Delete sound under -40 db

I have recorded a sound file, in a factory office, and I get a lot of background nioses. All background noise weak, and under -40 decibel. Is it possible to just drop all sound wave that is not reaching -40 decibel or louder?

Audacity 1.3.x
In the “Effects” menu - “Truncate Silence”

[“Unfortunately, this effect can only be applied to Mono sounds files.
Stereo files will need to be reduced to Mono before this effect can be utilized.”]

A reading from a help web site.

I’m betting you’re not going to like the effect anyway. It’s easy to overdo noise removal and get other nasty things happening instead.

While you’re in Audacity 1.3, have you tried the noise reducer?

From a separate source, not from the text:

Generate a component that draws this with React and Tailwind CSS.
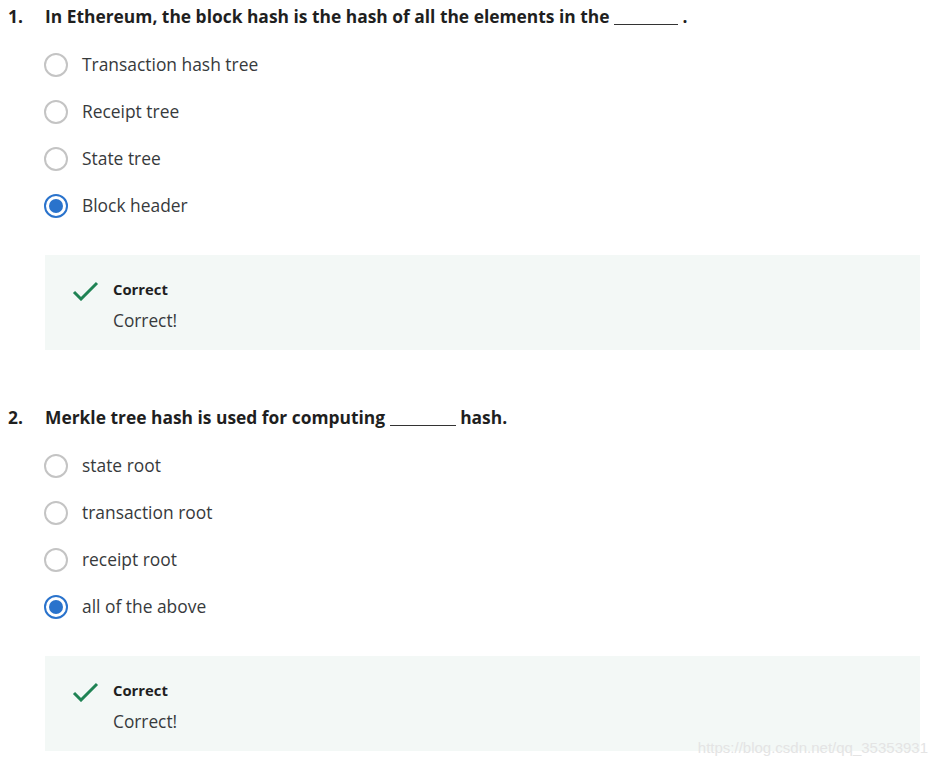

That one has some serious adjustments available and can be made to sound way better than you think.

Koz

In Audacity 1.3.4 “Truncate Silence” works on mono or stereo files. The “Maximum Silence Duration” setting is the maximum length of “silence” (below the threshold level) that is allowed without truncating, so for example, with a threshold set at -40 dB and a Maximum Silence Duration of 500 milliseconds, any quite regions (below -40 dB) that are longer than 500 milliseconds (half a second), will be trimmed down to half a second.

<<<In Audacity 1.3.4 “Truncate Silence” works on mono or stereo files.>>>

Cool.

<<< the maximum length of “silence” (below the threshold level) that is allowed without truncating>>>

As I read the posting, the author recorded a show in a noisy room and wants the room noise to vanish when anyone loud stops talking. I maintain firmly that dipping the low parts of the performance to zero isn’t going to work. The software will do that, but parts of the room will leak through during words and give a very other-worldly effect. The other thing that will happen is the tool will cut the ends from words giving a very choppy sound. The word “rinse” will end up “rin…” because the “s” sound will fall below the threshold.

There was a commercial product called “Keypex” which did this in hardware. Everybody bought one and used it once. It’s also called “level dependent keying.”

There are no easy ways to rescue a performance in a noisy room. It’s usually a lot of work to get poor results.

Koz

Yes, I was also unsure about what exactly he was asking, but from “Delete sound under -40 db” I took it to mean “Delete” rather than “Mute”.

What effect were you thinking of using? “Noise Removal” with a fairly extreme setting, or do you know of a “noise gate” plug-in? I agree that “muting” everything under 40dB is going to sound rough.

There is a LADSPA plug-in called “Hard Gate” which would do the “muting below 40dB”, but it sounds very rough, particularly as it has a zero attack and decay time which causes a huge amount of cross-over distortion (may be useful as a distortion effect though).

Is that the same as a noise gate? i.e. downward expansion below a threshold?

<<<Is that the same as a noise gate? i.e. downward expansion below a threshold?>>>

Yes, that’s it.

“Don’t worry about the room noise, we can fix it in post.”

Maybe you can fix it in post production. I’m going home. Call me if you get anything working.

[confident of full night’s sleep]

Koz

stevethefiddle wrote:
What effect were you thinking of using? “Noise Removal” with a fairly extreme setting, or do you know of a “noise gate” plug-in? I agree that “muting” everything under 40dB is going to sound rough.

I just want to mute sounds under -40 db. But maybe that is not the right way of doing this. I have tried “Noise Removal”, but the problem is that this effect takes away to much of the sound. Even important parts of the speakers voice. Is there any other effect that I could work with, to solve this problem?

Oh, OK. In that case the effect that you need is called a “Noise Gate”, but there are 2 problems with this:

  1. As koz indicated, if there is enough background noise that you need to use one, then the results are likely to sound awful because of the amount of background noise present in the parts that are not gated. The sound that you want to keep will still have background noise present and it will produce a weird “chopped up” kind of sound as the background noise stops and starts.
  2. I don’t know of any noise gate plug-in for Audacity except for the “hard gate” which also introduces a lot of distortion.

The preferred method is to record in a quiet room.

OK, now that you’re whimpering and bleeding in the corner, why is the room noisy? The kind of noise makes an enormous difference as to appropriate tool. If you’re trying to pull one conversation out of a lot of them, you’re dead. If you’re competing with air conditioning noise, there are ways out of that.